- DATASET EXCERPT:

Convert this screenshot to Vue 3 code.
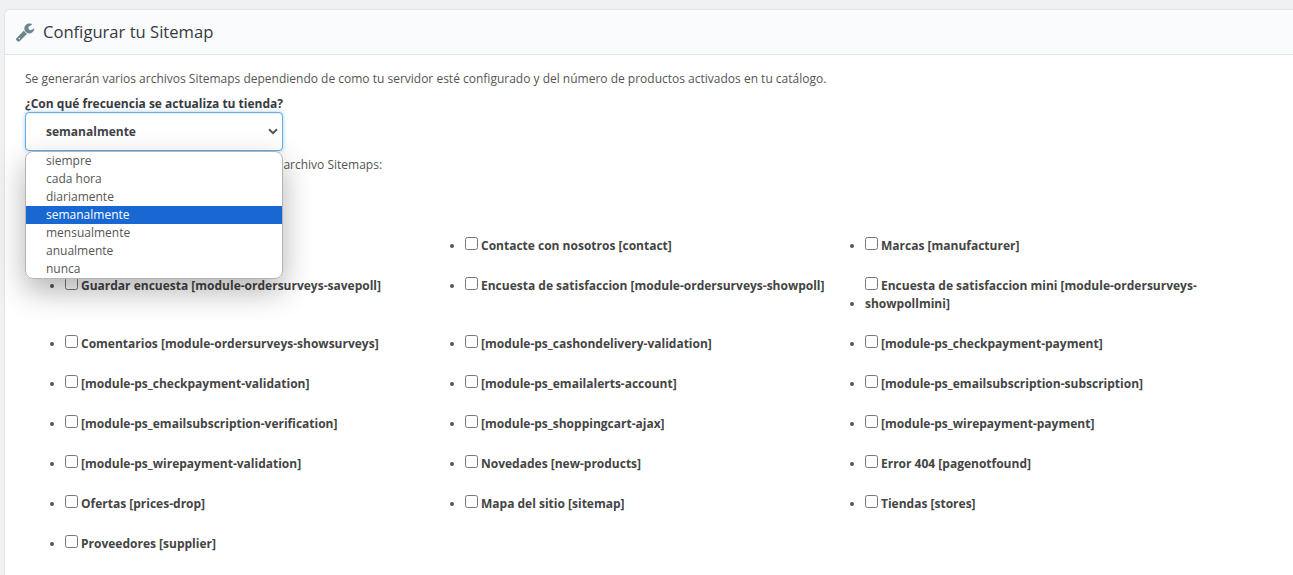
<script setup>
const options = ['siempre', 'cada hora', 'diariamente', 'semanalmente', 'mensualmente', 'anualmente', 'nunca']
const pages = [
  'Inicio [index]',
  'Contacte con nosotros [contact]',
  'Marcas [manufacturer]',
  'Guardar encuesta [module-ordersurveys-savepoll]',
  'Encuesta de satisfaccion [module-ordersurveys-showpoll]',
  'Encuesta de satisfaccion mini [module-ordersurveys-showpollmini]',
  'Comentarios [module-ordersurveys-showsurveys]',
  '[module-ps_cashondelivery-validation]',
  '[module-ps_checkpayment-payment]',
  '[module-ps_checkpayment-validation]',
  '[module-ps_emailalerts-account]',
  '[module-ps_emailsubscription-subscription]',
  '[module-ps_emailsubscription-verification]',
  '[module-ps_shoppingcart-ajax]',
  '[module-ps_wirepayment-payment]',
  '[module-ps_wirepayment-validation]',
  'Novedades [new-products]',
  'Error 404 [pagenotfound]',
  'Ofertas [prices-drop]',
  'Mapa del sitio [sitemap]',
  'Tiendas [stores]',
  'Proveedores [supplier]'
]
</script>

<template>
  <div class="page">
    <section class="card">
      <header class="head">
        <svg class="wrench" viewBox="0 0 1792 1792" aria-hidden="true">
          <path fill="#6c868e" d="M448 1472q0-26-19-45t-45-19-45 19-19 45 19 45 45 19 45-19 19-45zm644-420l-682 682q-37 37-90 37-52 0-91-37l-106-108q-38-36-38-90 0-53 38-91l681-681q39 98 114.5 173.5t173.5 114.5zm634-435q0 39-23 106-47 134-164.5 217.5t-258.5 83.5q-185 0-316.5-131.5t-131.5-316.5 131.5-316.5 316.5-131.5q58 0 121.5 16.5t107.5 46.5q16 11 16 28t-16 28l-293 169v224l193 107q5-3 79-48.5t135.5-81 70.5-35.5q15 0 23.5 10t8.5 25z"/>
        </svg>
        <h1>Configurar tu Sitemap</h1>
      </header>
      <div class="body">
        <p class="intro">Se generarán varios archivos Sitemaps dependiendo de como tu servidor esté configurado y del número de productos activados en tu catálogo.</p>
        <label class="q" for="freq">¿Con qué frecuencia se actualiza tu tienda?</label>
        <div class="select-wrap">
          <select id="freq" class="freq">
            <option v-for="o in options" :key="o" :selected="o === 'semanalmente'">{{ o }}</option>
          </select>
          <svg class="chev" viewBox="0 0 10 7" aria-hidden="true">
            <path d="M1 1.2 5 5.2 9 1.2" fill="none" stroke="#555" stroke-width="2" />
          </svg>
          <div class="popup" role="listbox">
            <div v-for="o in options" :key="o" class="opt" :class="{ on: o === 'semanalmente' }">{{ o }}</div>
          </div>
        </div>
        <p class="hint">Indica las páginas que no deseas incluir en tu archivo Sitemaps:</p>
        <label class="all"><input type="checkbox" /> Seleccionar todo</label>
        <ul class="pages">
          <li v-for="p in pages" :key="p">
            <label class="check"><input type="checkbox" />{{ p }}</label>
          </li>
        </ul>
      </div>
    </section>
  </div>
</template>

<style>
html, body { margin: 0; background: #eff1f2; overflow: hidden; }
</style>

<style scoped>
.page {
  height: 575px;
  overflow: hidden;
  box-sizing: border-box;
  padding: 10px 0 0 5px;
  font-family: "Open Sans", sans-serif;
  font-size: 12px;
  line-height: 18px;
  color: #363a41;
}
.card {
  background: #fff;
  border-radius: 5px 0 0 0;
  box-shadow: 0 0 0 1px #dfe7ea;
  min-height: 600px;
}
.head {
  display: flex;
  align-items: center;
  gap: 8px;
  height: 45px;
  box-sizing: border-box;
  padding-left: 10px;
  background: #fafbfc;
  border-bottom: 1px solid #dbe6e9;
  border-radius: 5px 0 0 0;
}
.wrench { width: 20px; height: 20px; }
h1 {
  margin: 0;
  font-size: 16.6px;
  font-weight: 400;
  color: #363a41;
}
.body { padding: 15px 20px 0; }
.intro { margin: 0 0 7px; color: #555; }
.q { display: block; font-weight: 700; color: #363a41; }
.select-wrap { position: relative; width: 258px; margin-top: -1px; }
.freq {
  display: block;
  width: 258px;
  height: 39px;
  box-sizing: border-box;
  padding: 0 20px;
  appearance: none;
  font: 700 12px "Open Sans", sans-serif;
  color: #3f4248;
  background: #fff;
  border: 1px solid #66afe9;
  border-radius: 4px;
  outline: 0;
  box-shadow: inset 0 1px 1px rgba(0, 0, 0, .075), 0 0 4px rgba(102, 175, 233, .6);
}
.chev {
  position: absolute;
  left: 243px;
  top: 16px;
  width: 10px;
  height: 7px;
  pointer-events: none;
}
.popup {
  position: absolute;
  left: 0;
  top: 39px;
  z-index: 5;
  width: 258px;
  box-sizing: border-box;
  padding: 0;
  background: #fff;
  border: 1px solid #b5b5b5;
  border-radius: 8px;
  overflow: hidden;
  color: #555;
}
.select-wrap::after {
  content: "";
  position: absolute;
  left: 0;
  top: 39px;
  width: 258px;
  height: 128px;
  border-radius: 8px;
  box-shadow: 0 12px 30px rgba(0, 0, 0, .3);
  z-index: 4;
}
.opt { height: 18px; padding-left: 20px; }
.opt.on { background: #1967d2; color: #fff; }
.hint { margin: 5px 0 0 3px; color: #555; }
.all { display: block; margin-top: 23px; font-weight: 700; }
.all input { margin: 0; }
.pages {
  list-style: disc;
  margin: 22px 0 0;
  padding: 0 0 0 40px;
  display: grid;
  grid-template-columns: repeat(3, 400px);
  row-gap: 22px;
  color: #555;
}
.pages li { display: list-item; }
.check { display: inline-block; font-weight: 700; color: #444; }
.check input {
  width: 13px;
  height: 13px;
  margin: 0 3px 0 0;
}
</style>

- EXERCISE AIM:
Make an exact copy of the data above, pictures excluded.

- REPLY TO THE EXERCISE:
Convert this screenshot to Vue 3 code.
<script setup>
const options = ['siempre', 'cada hora', 'diariamente', 'semanalmente', 'mensualmente', 'anualmente', 'nunca']
const pages = [
  'Inicio [index]',
  'Contacte con nosotros [contact]',
  'Marcas [manufacturer]',
  'Guardar encuesta [module-ordersurveys-savepoll]',
  'Encuesta de satisfaccion [module-ordersurveys-showpoll]',
  'Encuesta de satisfaccion mini [module-ordersurveys-showpollmini]',
  'Comentarios [module-ordersurveys-showsurveys]',
  '[module-ps_cashondelivery-validation]',
  '[module-ps_checkpayment-payment]',
  '[module-ps_checkpayment-validation]',
  '[module-ps_emailalerts-account]',
  '[module-ps_emailsubscription-subscription]',
  '[module-ps_emailsubscription-verification]',
  '[module-ps_shoppingcart-ajax]',
  '[module-ps_wirepayment-payment]',
  '[module-ps_wirepayment-validation]',
  'Novedades [new-products]',
  'Error 404 [pagenotfound]',
  'Ofertas [prices-drop]',
  'Mapa del sitio [sitemap]',
  'Tiendas [stores]',
  'Proveedores [supplier]'
]
</script>

<template>
  <div class="page">
    <section class="card">
      <header class="head">
        <svg class="wrench" viewBox="0 0 1792 1792" aria-hidden="true">
          <path fill="#6c868e" d="M448 1472q0-26-19-45t-45-19-45 19-19 45 19 45 45 19 45-19 19-45zm644-420l-682 682q-37 37-90 37-52 0-91-37l-106-108q-38-36-38-90 0-53 38-91l681-681q39 98 114.5 173.5t173.5 114.5zm634-435q0 39-23 106-47 134-164.5 217.5t-258.5 83.5q-185 0-316.5-131.5t-131.5-316.5 131.5-316.5 316.5-131.5q58 0 121.5 16.5t107.5 46.5q16 11 16 28t-16 28l-293 169v224l193 107q5-3 79-48.5t135.5-81 70.5-35.5q15 0 23.5 10t8.5 25z"/>
        </svg>
        <h1>Configurar tu Sitemap</h1>
      </header>
      <div class="body">
        <p class="intro">Se generarán varios archivos Sitemaps dependiendo de como tu servidor esté configurado y del número de productos activados en tu catálogo.</p>
        <label class="q" for="freq">¿Con qué frecuencia se actualiza tu tienda?</label>
        <div class="select-wrap">
          <select id="freq" class="freq">
            <option v-for="o in options" :key="o" :selected="o === 'semanalmente'">{{ o }}</option>
          </select>
          <svg class="chev" viewBox="0 0 10 7" aria-hidden="true">
            <path d="M1 1.2 5 5.2 9 1.2" fill="none" stroke="#555" stroke-width="2" />
          </svg>
          <div class="popup" role="listbox">
            <div v-for="o in options" :key="o" class="opt" :class="{ on: o === 'semanalmente' }">{{ o }}</div>
          </div>
        </div>
        <p class="hint">Indica las páginas que no deseas incluir en tu archivo Sitemaps:</p>
        <label class="all"><input type="checkbox" /> Seleccionar todo</label>
        <ul class="pages">
          <li v-for="p in pages" :key="p">
            <label class="check"><input type="checkbox" />{{ p }}</label>
          </li>
        </ul>
      </div>
    </section>
  </div>
</template>

<style>
html, body { margin: 0; background: #eff1f2; overflow: hidden; }
</style>

<style scoped>
.page {
  height: 575px;
  overflow: hidden;
  box-sizing: border-box;
  padding: 10px 0 0 5px;
  font-family: "Open Sans", sans-serif;
  font-size: 12px;
  line-height: 18px;
  color: #363a41;
}
.card {
  background: #fff;
  border-radius: 5px 0 0 0;
  box-shadow: 0 0 0 1px #dfe7ea;
  min-height: 600px;
}
.head {
  display: flex;
  align-items: center;
  gap: 8px;
  height: 45px;
  box-sizing: border-box;
  padding-left: 10px;
  background: #fafbfc;
  border-bottom: 1px solid #dbe6e9;
  border-radius: 5px 0 0 0;
}
.wrench { width: 20px; height: 20px; }
h1 {
  margin: 0;
  font-size: 16.6px;
  font-weight: 400;
  color: #363a41;
}
.body { padding: 15px 20px 0; }
.intro { margin: 0 0 7px; color: #555; }
.q { display: block; font-weight: 700; color: #363a41; }
.select-wrap { position: relative; width: 258px; margin-top: -1px; }
.freq {
  display: block;
  width: 258px;
  height: 39px;
  box-sizing: border-box;
  padding: 0 20px;
  appearance: none;
  font: 700 12px "Open Sans", sans-serif;
  color: #3f4248;
  background: #fff;
  border: 1px solid #66afe9;
  border-radius: 4px;
  outline: 0;
  box-shadow: inset 0 1px 1px rgba(0, 0, 0, .075), 0 0 4px rgba(102, 175, 233, .6);
}
.chev {
  position: absolute;
  left: 243px;
  top: 16px;
  width: 10px;
  height: 7px;
  pointer-events: none;
}
.popup {
  position: absolute;
  left: 0;
  top: 39px;
  z-index: 5;
  width: 258px;
  box-sizing: border-box;
  padding: 0;
  background: #fff;
  border: 1px solid #b5b5b5;
  border-radius: 8px;
  overflow: hidden;
  color: #555;
}
.select-wrap::after {
  content: "";
  position: absolute;
  left: 0;
  top: 39px;
  width: 258px;
  height: 128px;
  border-radius: 8px;
  box-shadow: 0 12px 30px rgba(0, 0, 0, .3);
  z-index: 4;
}
.opt { height: 18px; padding-left: 20px; }
.opt.on { background: #1967d2; color: #fff; }
.hint { margin: 5px 0 0 3px; color: #555; }
.all { display: block; margin-top: 23px; font-weight: 700; }
.all input { margin: 0; }
.pages {
  list-style: disc;
  margin: 22px 0 0;
  padding: 0 0 0 40px;
  display: grid;
  grid-template-columns: repeat(3, 400px);
  row-gap: 22px;
  color: #555;
}
.pages li { display: list-item; }
.check { display: inline-block; font-weight: 700; color: #444; }
.check input {
  width: 13px;
  height: 13px;
  margin: 0 3px 0 0;
}
</style>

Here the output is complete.